Long live the King! Long live the King!

   Once the king has assembled his army, combat and puzzle solving are fairly easy to work with. A dotted line extends from the king outwards along his line of sight, and the A button will send citizens along this line to whatever target may lie in its path. There's also a loose auto-lock system in place, so it's easy to keep focused on moving enemies. It also helps that combat is fairly slow-paced. Enemies all move very slowly, and when one is about to attack, angry little fumes appear over its head, giving you plenty of warning to call your citizens back before they get hurt. And that pretty much covers the basic tenets of the game. The king sets out with his army, explores the world, finds treasure, and expands his kingdom.

   Of course, expanding a kingdom isn't easy when there are other kings standing in your way. The game has a large number of boss fights that come in two varieties. Guardians are discovered through quests given to you by your citizens, and successfully defeating them opens up a whole new tract of land to build on, usually providing access to new job classes in the process. These fights are always fairly quick and thoroughly enjoyable. Kings, on the other hand, rule the outlying lands surrounding your central hub. Unfortunately, they don't always end up being as much fun as they could be.

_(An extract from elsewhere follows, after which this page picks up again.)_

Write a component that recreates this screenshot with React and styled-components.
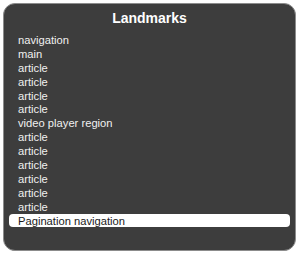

   At the very least, one has to give credit to the game's designers for coming up with a series of incredibly unique boss battles, and they are fairly fun. The issue is that they're simply too long for their own good. Several of them last as much as fifteen minutes, and the chances of dying increases dramatically as the battle progresses. And thanks to the way they're designed, it's not really possible to speed things up once you've figured out how to win. For example, one fight takes the form of a quiz show featuring nine questions. Answering correctly brings on the next question, while answering incorrectly draws the ire of an angry flock of roosters. Once you know the answers to the questions, it's easy to make it through, but you can't select the answer until the game finishes asking the question, which takes up a surprising amount of time. Other battles are designed in a similar manner. In general, most of the king battles throughout the game could have had their length cut in half, and the game would have been better for it.

The magnificent kingdom of Alpoko. The magnificent kingdom of Alpoko.

   One of Little King's Story's greatest strengths lies in its artistic appeal. Despite the Wii's technical limitations, the game is stunning to look at. The environments are wonderfully detailed, and the character designs are cute and whimsical. Most impressive, though, are the cutscenes scattered throughout the game, which feature a rather unique filter that makes the game look like an animated oil-based painting. These scenes occur regularly, and every one of them becomes available for reviewing later in the game.

   As amazing as the visuals are, the audio is by far the game's biggest surprise. Rather than scoring original compositions, Little King's Story makes use of a huge arrangement of classical music, everything from the Nutcracker Suite to Night on Bald Mountain. The classical music only helps to enhance the game's charm, and provides a pleasant feeling of familiarity. Even if you can't name the songs as they appear in the game, the chances are you've heard them before and can still hum along. To top it off, the game also features some of the strangest voicework in gaming history. Rather than opting for traditional, understandable voice-acting, the game uses an almost random mish-mash of languages from all over the world, intermingled into a form of gibberish that only the most linguistically capable people would have a hope of deciphering. Occasionally you might hear a few English words you understand, or perhaps even a word or two in a foreign language you recognize — I heard a fair bit of French and Japanese myself — but the rest will seem like nonsense. The sheer weirdness, for lack of a better word, of the voice-acting just makes the game all the more enjoyable.

   Despite a few issues with the boss fights, Little King's Story is an adorable and surprisingly challenging game that can easily addict a person for its twenty to thirty hour duration. The game has an adjustable difficulty, including a hard mode and an unlockable tyrant mode for the truly masochistic, but the normal difficulty should provide more than enough challenge for most players, and many may want to drop it down to easy simply to shorten the length of the boss fights. But if you can manage to muddle through the more frustrating ones, you'll find plenty of quirk and charm lying just beyond, not to mention a huge array of sidequests and ongoing collection missions, including one that requires you to track down the ninety-nine pieces of artwork from the art contest held for the game last year. As Mel Brooks once said, "It's good to be the king."